Monday, Apr. 12, 1948
Show of Force
In Rome last week, the supporters of democracy displayed courage. For two hours on a cloudy Sunday, 25,000 bronzed, well-fed, well-armed men paraded through Rome. There were red-plumed carabinieri on white horses, steel-helmeted army regulars riding along in maroon Dodge trucks, grim parachutists in steel-grey battle dress, over 100 tanks (including Shermans), scores of armored cars, 80 rumbling pieces of heavy artillery, and even 150 carrier pigeons, traveling in a special truck.
The army's apparent vigor surprised the wildly cheering crowds and the Communists. Said Defense Minister Cipriano Facchinetti: "Rehabilitation of our armed forces has been achieved silently but efficiently in the past few months." Interior Minister Mario Scelba announced that the government had 330,000 men under arms, including a special shock force of 150,000 ready to take on the Communists if they tried to make trouble on election day. When the parade reached the end of the Via dell Impero, it suddenly swung left and marched through the Via delle Botteghe Oscure, where Communist headquarters are located. From their windows, Red leaders watched grimly.

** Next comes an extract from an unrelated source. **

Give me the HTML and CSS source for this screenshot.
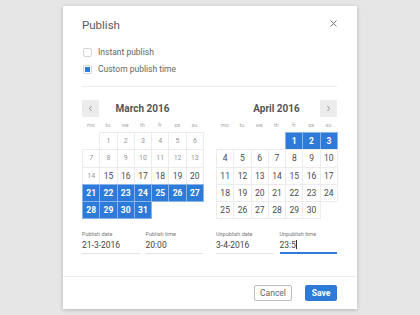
FILE: index.html
```html
<!DOCTYPE html>
<html lang="en">
<head>
    <meta charset="UTF-8">
    <title>Publish</title>
    <link rel="stylesheet" href="styles.css">
</head>
<body>
    <div class="dialog">
        <div class="content">
            <div class="header">
                <span class="title">Publish</span>
                <svg class="close" width="7" height="7" viewBox="0 0 7 7"><path d="M0.5 0.5L6.5 6.5M6.5 0.5L0.5 6.5" stroke="#777" stroke-width="1"/></svg>
            </div>

            <div class="options">
                <label class="option"><span class="check"></span>Instant publish</label>
                <label class="option"><span class="check checked"></span>Custom publish time</label>
            </div>

            <div class="calendars">
                <div class="calendar">
                    <div class="cal-head">
                        <span class="nav"><svg width="5" height="7" viewBox="0 0 5 7"><path d="M3.5 1L1.5 3.5L3.5 6" fill="none" stroke="#888" stroke-width="0.9"/></svg></span>
                        <span class="month">March 2016</span>
                        <span class="nav-space"></span>
                    </div>
                    <div class="weekdays">
                        <span>mo</span><span>tu</span><span>we</span><span>th</span><span>fr</span><span>sa</span><span>su</span>
                    </div>
                    <div class="days">
                        <span class="empty"></span><span class="day past">1</span><span class="day past">2</span><span class="day past">3</span><span class="day past">4</span><span class="day past">5</span><span class="day past">6</span>
                        <span class="day past">7</span><span class="day past">8</span><span class="day past">9</span><span class="day past">10</span><span class="day past">11</span><span class="day past">12</span><span class="day past">13</span>
                        <span class="day past">14</span><span class="day">15</span><span class="day">16</span><span class="day">17</span><span class="day">18</span><span class="day">19</span><span class="day">20</span>
                        <span class="day selected">21</span><span class="day selected">22</span><span class="day selected">23</span><span class="day selected">24</span><span class="day selected">25</span><span class="day selected">26</span><span class="day selected">27</span>
                        <span class="day selected">28</span><span class="day selected">29</span><span class="day selected">30</span><span class="day selected">31</span><span class="empty"></span><span class="empty"></span><span class="empty"></span>
                    </div>
                </div>

                <div class="calendar">
                    <div class="cal-head">
                        <span class="nav-space"></span>
                        <span class="month">April 2016</span>
                        <span class="nav"><svg width="5" height="7" viewBox="0 0 5 7"><path d="M1.5 1L3.5 3.5L1.5 6" fill="none" stroke="#888" stroke-width="0.9"/></svg></span>
                    </div>
                    <div class="weekdays">
                        <span>mo</span><span>tu</span><span>we</span><span>th</span><span>fr</span><span>sa</span><span>su</span>
                    </div>
                    <div class="days">
                        <span class="empty"></span><span class="empty"></span><span class="empty"></span><span class="empty"></span><span class="day selected">1</span><span class="day selected">2</span><span class="day selected">3</span>
                        <span class="day">4</span><span class="day">5</span><span class="day">6</span><span class="day">7</span><span class="day">8</span><span class="day">9</span><span class="day">10</span>
                        <span class="day">11</span><span class="day">12</span><span class="day">13</span><span class="day">14</span><span class="day">15</span><span class="day">16</span><span class="day">17</span>
                        <span class="day">18</span><span class="day">19</span><span class="day">20</span><span class="day">21</span><span class="day">22</span><span class="day">23</span><span class="day">24</span>
                        <span class="day">25</span><span class="day">26</span><span class="day">27</span><span class="day">28</span><span class="day">29</span><span class="day">30</span><span class="empty"></span>
                    </div>
                </div>
            </div>

            <div class="fields">
                <div class="field-group">
                    <div class="field">
                        <div class="field-label">Publish date</div>
                        <div class="field-value">21-3-2016</div>
                    </div>
                    <div class="field">
                        <div class="field-label">Publish time</div>
                        <div class="field-value">20:00</div>
                    </div>
                </div>
                <div class="field-group">
                    <div class="field">
                        <div class="field-label">Unpublish date</div>
                        <div class="field-value">3-4-2016</div>
                    </div>
                    <div class="field">
                        <div class="field-label">Unpublish time</div>
                        <div class="field-value active">23:5<span class="cursor"></span></div>
                    </div>
                </div>
            </div>
        </div>

        <div class="footer">
            <button class="btn cancel">Cancel</button>
            <button class="btn save">Save</button>
        </div>
    </div>
</body>
</html>
```

FILE: styles.css
```css
body {
    margin: 0;
    height: 315px;
    background-color: #e6e6e6;
    font-family: Roboto, 'Liberation Sans', sans-serif;
    color: #555;
    overflow: hidden;
}

.dialog {
    width: 294px;
    height: 303px;
    margin: 6px 0 0 63px;
    background: #fff;
    box-shadow: 0 1px 4px rgba(0, 0, 0, 0.22);
    display: flex;
    flex-direction: column;
}

.content {
    padding: 0 20px 0 19px;
}

.header {
    display: flex;
    justify-content: space-between;
    align-items: flex-start;
    padding-top: 12px;
    height: 14px;
}

.title {
    font-size: 11.5px;
    line-height: 14px;
    color: #5a5a5a;
}

.close {
    margin-top: 2px;
}

.options {
    margin-top: 11.5px;
    padding-bottom: 8.5px;
    border-bottom: 1px solid #ededed;
}

.option {
    display: flex;
    align-items: center;
    height: 17px;
    font-size: 8.5px;
    color: #666;
}

.check {
    width: 7px;
    height: 7px;
    border: 1px solid #d6d6d6;
    border-radius: 2px;
    margin: 0 6px 0 1px;
    display: flex;
    align-items: center;
    justify-content: center;
}

.check.checked::after {
    content: '';
    width: 5px;
    height: 5px;
    background: #2d7ad8;
}

.calendars {
    display: grid;
    grid-template-columns: 121px 121px;
    column-gap: 13px;
    margin-top: 13px;
}

.cal-head {
    display: flex;
    justify-content: space-between;
    align-items: center;
    height: 17px;
}

.nav, .nav-space {
    width: 17px;
    height: 17px;
}

.nav {
    background: #ececec;
    display: flex;
    align-items: center;
    justify-content: center;
}

.month {
    font-size: 10px;
    font-weight: 700;
    color: #555;
}

.weekdays {
    display: grid;
    grid-template-columns: repeat(7, 1fr);
    margin-top: 2px;
    height: 13px;
    line-height: 13px;
    font-size: 5.5px;
    color: #aaa;
    text-align: center;
}

.days {
    display: grid;
    grid-template-columns: repeat(7, 1fr);
    grid-auto-rows: 17.3px;
}

.day {
    border: 1px solid #ececec;
    margin: 0 -1px -1px 0;
    display: flex;
    align-items: center;
    justify-content: center;
    font-size: 8.5px;
    color: #4a4a4a;
}

.day.past {
    font-size: 7px;
    color: #999;
}

.day.selected {
    background: #2d7ad8;
    border-color: #8ab5ea;
    color: #fff;
    font-weight: 700;
}

.fields {
    display: grid;
    grid-template-columns: 121px 121px;
    column-gap: 13px;
    margin-top: 12px;
}

.field-group {
    display: grid;
    grid-template-columns: 1fr 1fr;
    column-gap: 6px;
}

.field-label {
    font-size: 5.5px;
    line-height: 8px;
    color: #777;
}

.field-value {
    font-size: 8.5px;
    line-height: 14px;
    height: 14px;
    padding-bottom: 1px;
    border-bottom: 1px solid #e2e2e2;
    color: #444;
}

.field-value.active {
    padding-bottom: 0;
    border-bottom: 2px solid #2d7ad8;
}

.cursor {
    display: inline-block;
    width: 1px;
    height: 9px;
    background: #333;
    vertical-align: -1px;
}

.footer {
    margin-top: auto;
    height: 33px;
    border-top: 1px solid #ededed;
    display: flex;
    justify-content: flex-end;
    align-items: flex-start;
    gap: 13px;
    padding: 8px 20px 0 0;
    box-sizing: border-box;
}

.btn {
    height: 16px;
    padding: 0;
    border-radius: 2px;
    font-family: Roboto, 'Liberation Sans', sans-serif;
    font-size: 8.5px;
    cursor: pointer;
}

.cancel {
    width: 38px;
    background: #fff;
    border: 1px solid #bdbdbd;
    color: #666;
}

.save {
    width: 32px;
    background: #2d7ad8;
    border: none;
    color: #fff;
    font-weight: 700;
}
```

Limited Violence. The parade (which was duplicated in smaller sizes at Milan, Turin, Padua and Florence) put the Communists in a box. The delicate question facing them was just how much disorder it would be wise to make in the last phase of the campaign. Some violence would help them scare timid voters from the polls, especially Italy's heavily anti-Communist women. But if Communists went too far, they might only provide an excuse for the government to use its force and postpone the elections until the ERP starts to raise Italian living standards and thus lower Communist voting strength.
So the Reds last week were engaged in limited violence. Near Milan, a Red "punitive expedition" went fascist-hunting, ran into a farmer with a gun who killed two of the Communists; at Savona, a shoeshine man tossed a hand grenade into a crowd of churchgoers, killed an old woman; on Pantelleria Island, when a Communist-led crowd stormed the tax collector's office, police killed three men in the melee. Police found numerous Communist arms caches.
In anti-Communist Sicily, many Reds, fellow travelers and some innocent labor leaders had been ambushed and killed. Last month, an obscure village labor organizer called Placido Rizzotto disappeared. Last week, Communist Labor Boss Di Vittorio chose to make a national issue of Rizzotto, threatened a general strike unless he turned up by this week.
Limited Help. Premier Alcide de Gasperi, campaigning (by airplane) up & down Italy, left no doubt that Rome's show of force was no empty gesture. With unexpected vigor, he exhorted Italians not to let themselves be scared away from the polls by Communist rough stuff. His theme: either all will vote freely, or none will vote at all. Shivering in a chill spring wind that swept across the ruins of Monte Cassino, he cried: "Form a bulwark! . . . Defend Italy. . . . Vote for Italy. . . ." In Sardinia, before stocking-capped old peasants and natty coal miners fresh from their showers, he said with imposing understatement: "I am dissatisfied with the present state of public order." Before shepherds of Frosinone, he cried: "If it is a question of force, remember the force is in the hands of the government."
There were some signs that the Communists had lost ground. One day last week at Lecce, when Red Boss Palmiro Togliatti denounced the Marshall Plan, he was booed into silence. In a sudden bullish mood, the Rome stockmarket rose higher than it had been in three months. At Gorizia, a crowd of 1,000 Italians broke up a Communist meeting, then stormed toward the nearby Yugoslav border shouting: "Long Live America, Death to Tito!" Frontier guards had to squash the impromptu invasion. Customs officials discovered a cargo of 8,000 guns, 4,000 cases of ammunition and one Communist agitator aboard a ship from Yugoslavia. On the same day, the sooth U.S. relief ship arrived. Il Giornale d'ltalia headlined the moral: "HELP FOR ITALY. FROM THE U.S., GRAIN AND COAL. FROM YUGOSLAVIA, ARMS AND AMMUNITION."
Two weeks before its fateful election, Italy was taut with the danger of civil war.